( ゚Д゚)<超越論的偶然性

クリナメンという語は突然に現れる。ルクレティウスエピクロス派の詩人〕には見出せるものの、エピクロスの断章にはないこの概念をいったいだれが導入したのかという問題は、専門家に任せておこう。だれかがそれを「導入した」のは、エピクロスの諸テーゼの「ロジック」を省察するにはその概念が不可欠だったからだろう。クリナメンとは、無限小の偏り、「能う限り小さい」偏りである。「いつどこで、どのように」起こるのか分からないが、クリナメンは、一つの原子を空虚中の垂直な落下から「ずれ」させ、ある個所でほとんどゼロに等しい程度平行性を崩し、隣の原子との出会いを誘発し、挙げ句、出会いに出会いを重ねる玉突き衝突を引き起こす。かくして世界が誕生する。世界とはすなわち、最初の偏りと最初の出会いが連鎖的に引き起こす原子の凝集である。

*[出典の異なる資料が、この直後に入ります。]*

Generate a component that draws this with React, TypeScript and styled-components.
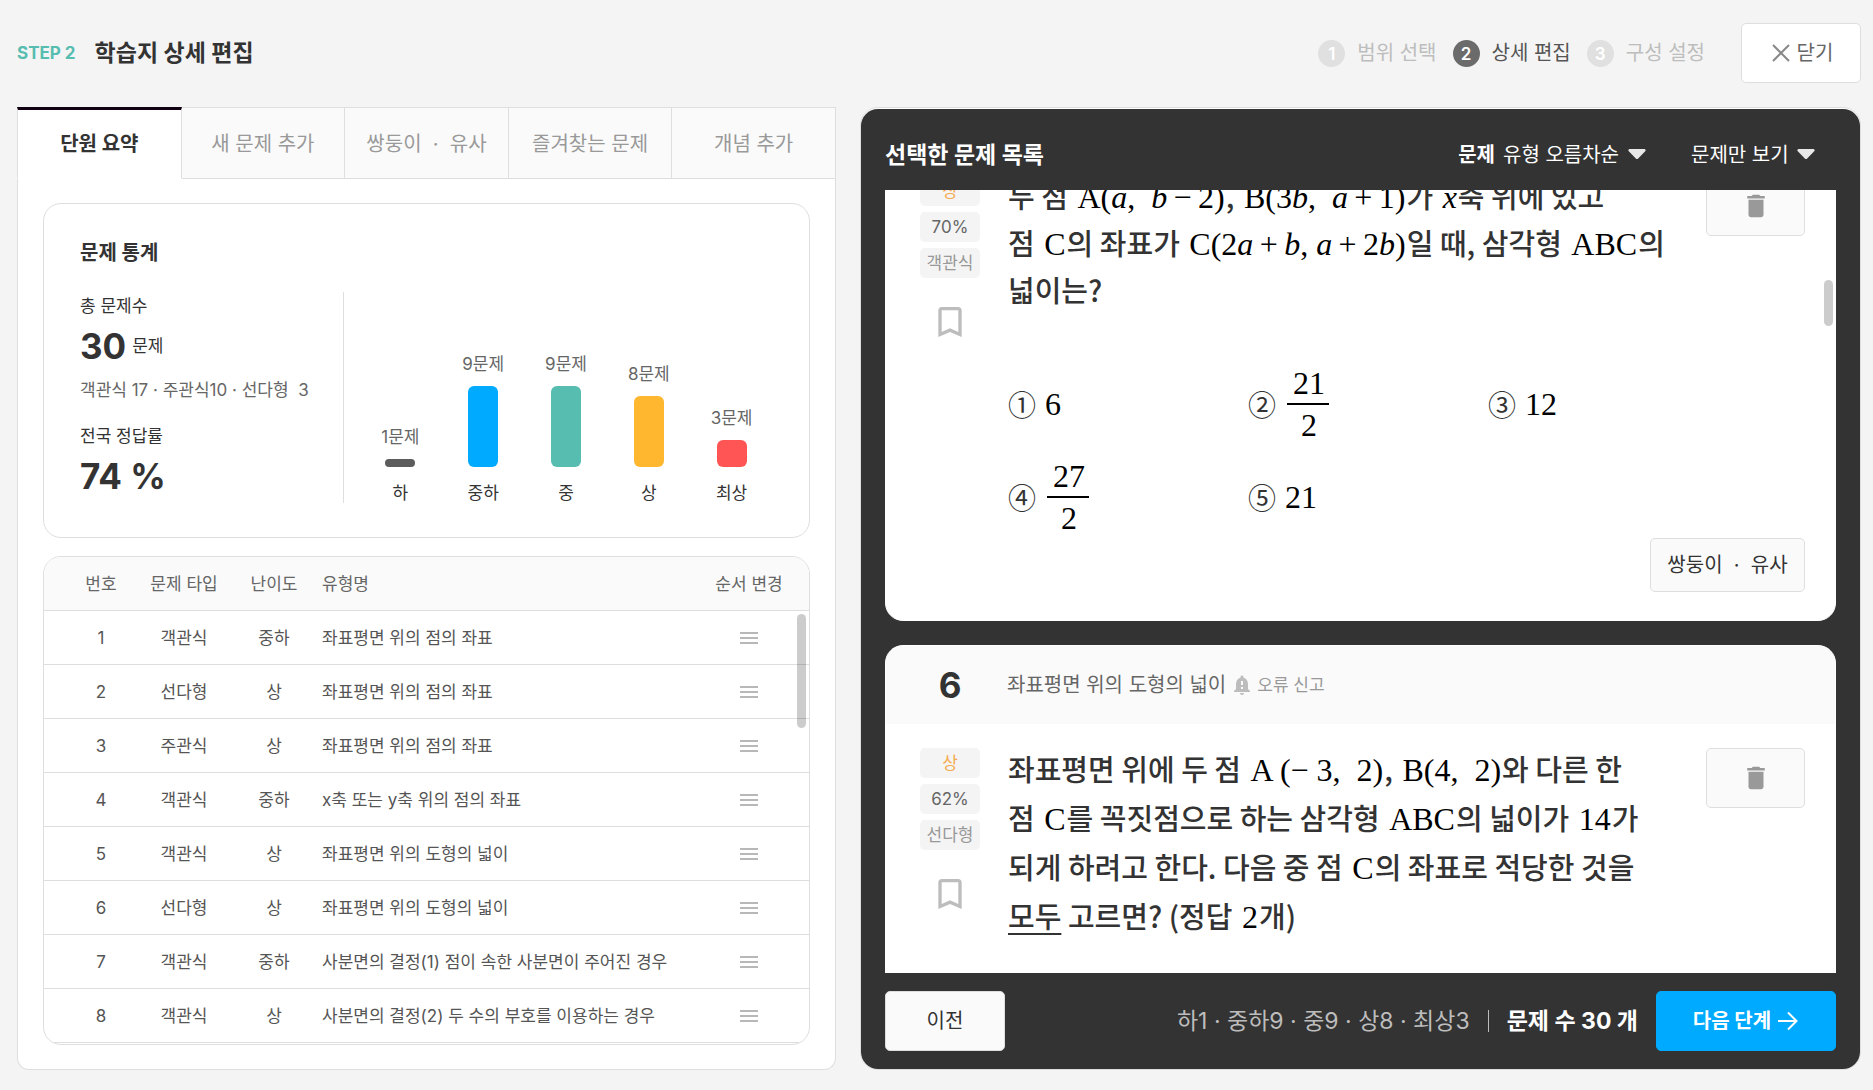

 世界全体の、したがってあらゆる現実性とあらゆる意味の起源が一つの偏りに帰されるということ、〈理〉や〈原因〉ではなく〈偏り〉が世界の起源であるということ、それがエピクロスの大胆なテーゼの鍵である。実際、哲学史において、〈偏り〉は起源であってなにかから派生するのではないというテーゼを、いったいどんな哲学がまともに再考しただろうか。」